Structural studies on human Angiotensin-I converting enzyme (ACE) and the design of novel domain specific inhibitors

Angiotensin-I converting enzyme [ACE, which contains two domains (N and C)] inhibitors are widely used to treat cardiovascular diseases, including high blood pressure, heart failure, coronary artery disease, fibrosis and kidney failure. However, current-generation ACE inhibitors, which were developed in the 1970?s and 1980?s, are hampered by common side effects. While there are many ACE inhibitors on the market that block both domains, there are no drugs that selectively inhibit the N domain and thereby accrue the advantages of reducing fibrosis and inflammation in the heart, kidney and lung, without the concomitant side effects induced by blockade of the C domain.. This underscores the importance of the determination of the 3D structure of ACE and the design of 2nd generation ACE-inhibitor complex/s that are safer and more effective. Our success in the determination of the crystal structure of human testis ACE (equivalent to the C domain of somatic ACE) and the N-domain of somatic ACE using X-ray crystallography have provided the platform for true structure-based design of ACE inhibitors. This is a significant breakthrough in terms of the structural biology of the protease and, more importantly, the mechanism of ACE inhibition. This paves the way for a more rigorous approach exploiting the differences between the domains through a structure based drug design approach of novel domain-selective inhibitors. Our proposed experiments are directed at structural study of the full-length somatic ACE and crystal structures of complexes of ACE with domain selective inhibitors combining basic and translational research on a important medical problem.

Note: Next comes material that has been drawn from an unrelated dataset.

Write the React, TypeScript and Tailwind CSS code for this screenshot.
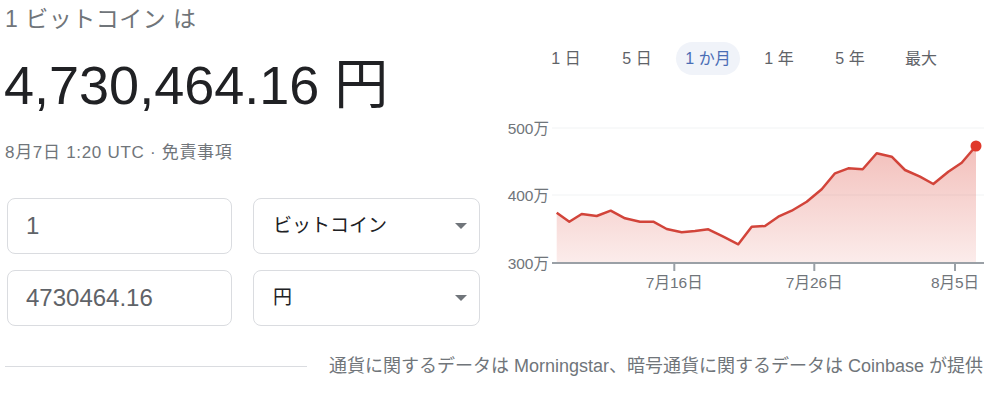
import React from "react";

const FONT = '"Liberation Sans", "Noto Sans CJK JP", sans-serif';

const tabs = ["1 日", "5 日", "1 か月", "1 年", "5 年", "最大"];

const points: [number, number][] = [
  [66.7, 102.7], [79.3, 111.7], [91.7, 104], [106.7, 106], [120.7, 100.7],
  [135, 108.3], [150, 111.7], [163.3, 111.7], [176.7, 119], [191.7, 122.3],
  [205, 121], [218.3, 119.3], [233.3, 126.7], [248.3, 134.3], [261.7, 116.7],
  [275, 116], [288.3, 106.7], [301.7, 100.7], [316.7, 91.7], [331.7, 79.3],
  [345, 63.3], [358.3, 58.3], [372.7, 59.3], [386.7, 43.3], [401.7, 46.7],
  [415, 60], [430, 66.7], [443.3, 74], [458.3, 61.7], [471.7, 52.7], [486, 36],
];

function Chart() {
  const line = points.map(([x, y], i) => `${i ? "L" : "M"}${x} ${y}`).join(" ");
  const area = `${line} L486 153 L66.7 153 Z`;
  const last = points[points.length - 1];
  return (
    <svg width="500" height="190" viewBox="0 0 500 190" style={{ fontFamily: FONT }}>
      <defs>
        <linearGradient id="fill" x1="0" y1="36" x2="0" y2="153" gradientUnits="userSpaceOnUse">
          <stop offset="0" stopColor="#db4437" stopOpacity="0.34" />
          <stop offset="1" stopColor="#db4437" stopOpacity="0.1" />
        </linearGradient>
      </defs>
      <line x1="62" y1="18" x2="494" y2="18" stroke="#f1f3f4" strokeWidth="1" />
      <line x1="62" y1="85" x2="494" y2="85" stroke="#f1f3f4" strokeWidth="1" />
      <path d={area} fill="url(#fill)" />
      <path d={line} fill="none" stroke="#d2443a" strokeWidth="2.5" strokeLinejoin="round" />
      <circle cx={last[0]} cy={last[1]} r="5.5" fill="#e0392b" />
      <line x1="62" y1="153" x2="494" y2="153" stroke="#9aa0a6" strokeWidth="2" />
      {[184.3, 324.3, 465].map((x) => (
        <line key={x} x1={x} y1="153" x2={x} y2="161" stroke="#9aa0a6" strokeWidth="2" />
      ))}
      {[
        ["500万", 18],
        ["400万", 85],
        ["300万", 153],
      ].map(([t, y]) => (
        <text key={t} x="59" y={Number(y) + 5.5} textAnchor="end" fontSize="15.5" fill="#70757a">
          {t}
        </text>
      ))}
      {[
        ["7月16日", 184.3],
        ["7月26日", 324.3],
        ["8月5日", 465],
      ].map(([t, x]) => (
        <text key={t} x={x} y="178" textAnchor="middle" fontSize="15.5" fill="#70757a">
          {t}
        </text>
      ))}
    </svg>
  );
}

function Caret() {
  return (
    <svg width="12" height="6" viewBox="0 0 12 6">
      <path d="M0 0 L12 0 L6 6 Z" fill="#70757a" />
    </svg>
  );
}

export default function App() {
  return (
    <div className="w-[990px] h-[415px] bg-white overflow-hidden flex flex-col" style={{ fontFamily: FONT }}>
      <div className="flex">
        {/* left: rate + converter */}
        <div className="w-[490px] flex flex-col">
          <div className="mt-[4px] pl-[5px] text-[23px] leading-[30px] tracking-[0.5px] text-[#70757a]">
            1 ビットコイン は
          </div>
          <div className="mt-[24px] pl-[4px] text-[54px] leading-[54px] text-[#202124]">
            4,730,464.16 円
          </div>
          <div className="mt-[31px] pl-[5px] text-[17px] leading-[20px] tracking-[0.7px] text-[#70757a]">
            8月7日 1:20 UTC · 免責事項
          </div>
          <div className="mt-[35px] ml-[7px] grid grid-cols-[225px_227px] gap-x-[21px] gap-y-[16px]">
            <div className="h-[56px] rounded-lg border border-[#dadce0] flex items-center px-[18px] text-[24px] text-[#5f6368]">
              1
            </div>
            <div className="h-[56px] rounded-lg border border-[#dadce0] flex items-center justify-between pl-[19px] pr-[12px] text-[19px] text-[#202124]">
              <span>ビットコイン</span>
              <Caret />
            </div>
            <div className="h-[56px] rounded-lg border border-[#dadce0] flex items-center px-[18px] text-[24px] text-[#5f6368]">
              4730464.16
            </div>
            <div className="h-[56px] rounded-lg border border-[#dadce0] flex items-center justify-between pl-[19px] pr-[12px] text-[19px] text-[#202124]">
              <span>円</span>
              <Caret />
            </div>
          </div>
        </div>

        {/* right: range tabs + chart */}
        <div className="flex-1 flex flex-col">
          <div className="mt-[42px] pl-[44px] flex gap-[7px]">
            {tabs.map((t) => (
              <div
                key={t}
                className={
                  t === "1 か月"
                    ? "w-[64px] h-[33px] rounded-full bg-[#f0f3f9] text-[#4a6db5] flex items-center justify-center text-[16px]"
                    : "w-[64px] h-[33px] rounded-full text-[#5f6368] flex items-center justify-center text-[16px]"
                }
              >
                {t}
              </div>
            ))}
          </div>
          <div className="mt-[35px]">
            <Chart />
          </div>
        </div>
      </div>

      {/* attribution */}
      <div className="mt-[28px] flex items-center">
        <div className="ml-[5px] w-[302px] h-px bg-[#dadce0]" />
        <div className="flex-1 text-right pr-[7px] text-[18px] leading-[24px] text-[#70757a]">
          通貨に関するデータは Morningstar、暗号通貨に関するデータは Coinbase が提供
        </div>
      </div>
    </div>
  );
}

Somatic angiotensin-I converting enzyme (ACE) - well known for its role in cardiovascular pathophysiology has an unusual, two-domain, double active-site structure. The two domains (designated N and C) are ~55% identical and each contains a similar active site with overlapping but distinct substrate preferences. While both convert angiotensin I to angiotensin II in vitro, current evidence suggests the C domain site predominates in this role in vivo. The N domain site inactivates a hemoregulatory and antifibrotic peptide, AcSDKP, in vivo. However, differences in the characteristics of the two domains may result in different context-dependent activities, as is the case with other enzymes containing tandem repeats. The N domain may also have a role in modulating C domain activity, through a combination of inter-domain cooperativity and structural stabilisation. Recent work on ACE active-site mutants containing one or more key residues replaced by their cognate residues from the other domain, synthesis of domain-selective inhibitors, and co-crystal structures of each domain with such inhibitors, has led to a better insight of the basis for domain selectivity and should enable the design of next-generation, domain-selective inhibitors with distinct pharmacological profiles. In addition, a recent report on the inactivation of the N-terminal catalytic site of ACE significantly reduces bleomycin-induced lung fibrosis and implicates AcSDKP in the mechanism of protection. This work makes a compelling case for the use of N-selective ACE inhibitors for increasing tolerance to bleomycin in cancer therapy and treatment of fibrosing lung diseases. In parallel, the proposed research would also help in better understanding the relationship between the structure and function of somatic ACE.